#### Raw data

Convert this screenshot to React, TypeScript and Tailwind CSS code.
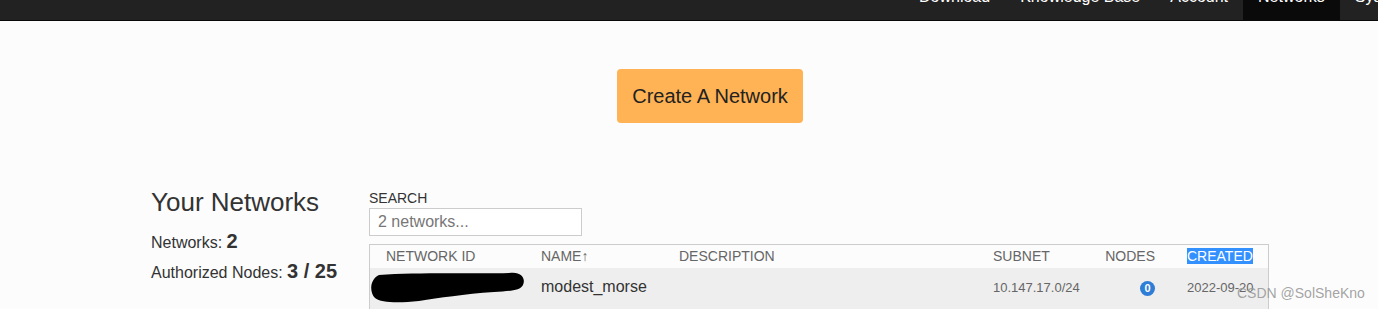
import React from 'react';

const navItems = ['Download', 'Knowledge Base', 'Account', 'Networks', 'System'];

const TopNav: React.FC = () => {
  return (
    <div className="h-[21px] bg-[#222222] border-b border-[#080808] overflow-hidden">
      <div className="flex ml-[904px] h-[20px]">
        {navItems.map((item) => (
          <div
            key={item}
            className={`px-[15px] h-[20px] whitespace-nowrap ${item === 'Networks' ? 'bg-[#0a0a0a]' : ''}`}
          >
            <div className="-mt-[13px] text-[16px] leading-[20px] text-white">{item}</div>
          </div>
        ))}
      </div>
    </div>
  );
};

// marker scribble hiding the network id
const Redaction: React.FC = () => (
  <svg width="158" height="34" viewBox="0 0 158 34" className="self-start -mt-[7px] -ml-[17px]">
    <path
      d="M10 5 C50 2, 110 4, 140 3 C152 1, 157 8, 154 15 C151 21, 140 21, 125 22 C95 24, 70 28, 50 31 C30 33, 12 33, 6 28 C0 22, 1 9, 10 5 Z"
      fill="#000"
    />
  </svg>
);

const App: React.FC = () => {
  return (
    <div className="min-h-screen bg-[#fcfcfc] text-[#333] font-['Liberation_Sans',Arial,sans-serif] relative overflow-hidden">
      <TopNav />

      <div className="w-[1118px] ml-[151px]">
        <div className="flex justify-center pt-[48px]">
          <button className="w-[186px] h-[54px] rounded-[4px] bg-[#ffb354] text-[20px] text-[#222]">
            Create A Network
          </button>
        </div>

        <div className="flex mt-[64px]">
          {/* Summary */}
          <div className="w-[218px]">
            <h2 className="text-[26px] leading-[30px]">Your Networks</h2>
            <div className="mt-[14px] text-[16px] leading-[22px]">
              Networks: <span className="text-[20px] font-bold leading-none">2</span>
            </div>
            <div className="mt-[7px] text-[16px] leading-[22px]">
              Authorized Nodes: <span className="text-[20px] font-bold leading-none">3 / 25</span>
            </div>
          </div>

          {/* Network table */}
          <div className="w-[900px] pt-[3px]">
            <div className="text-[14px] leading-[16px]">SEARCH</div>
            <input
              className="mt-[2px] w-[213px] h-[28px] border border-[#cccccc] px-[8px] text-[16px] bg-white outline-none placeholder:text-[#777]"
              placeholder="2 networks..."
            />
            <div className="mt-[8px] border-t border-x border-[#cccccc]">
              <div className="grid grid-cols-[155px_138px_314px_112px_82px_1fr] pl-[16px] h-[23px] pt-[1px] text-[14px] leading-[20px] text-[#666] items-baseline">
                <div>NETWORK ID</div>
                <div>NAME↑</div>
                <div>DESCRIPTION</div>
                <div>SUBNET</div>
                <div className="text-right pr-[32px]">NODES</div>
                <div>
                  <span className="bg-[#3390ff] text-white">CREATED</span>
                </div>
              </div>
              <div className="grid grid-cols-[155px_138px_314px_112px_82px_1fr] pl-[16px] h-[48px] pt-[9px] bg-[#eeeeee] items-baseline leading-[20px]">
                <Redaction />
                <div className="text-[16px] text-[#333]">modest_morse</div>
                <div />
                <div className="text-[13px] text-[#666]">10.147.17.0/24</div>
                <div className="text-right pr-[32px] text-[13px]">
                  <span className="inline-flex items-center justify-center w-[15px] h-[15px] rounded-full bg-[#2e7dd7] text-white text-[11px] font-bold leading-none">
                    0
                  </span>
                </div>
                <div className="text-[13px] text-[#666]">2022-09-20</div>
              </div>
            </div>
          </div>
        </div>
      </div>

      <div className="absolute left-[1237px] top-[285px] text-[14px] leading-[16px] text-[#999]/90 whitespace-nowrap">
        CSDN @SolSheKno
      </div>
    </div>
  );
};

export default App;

########

Goal: Leave out any pictures, please, and quote only the lines from the top of the data through the line that contains "const navItems = ['Download', 'Knowledge".

Result of this task:
Convert this screenshot to React, TypeScript and Tailwind CSS code.
import React from 'react';

const navItems = ['Download', 'Knowledge Base', 'Account', 'Networks', 'System'];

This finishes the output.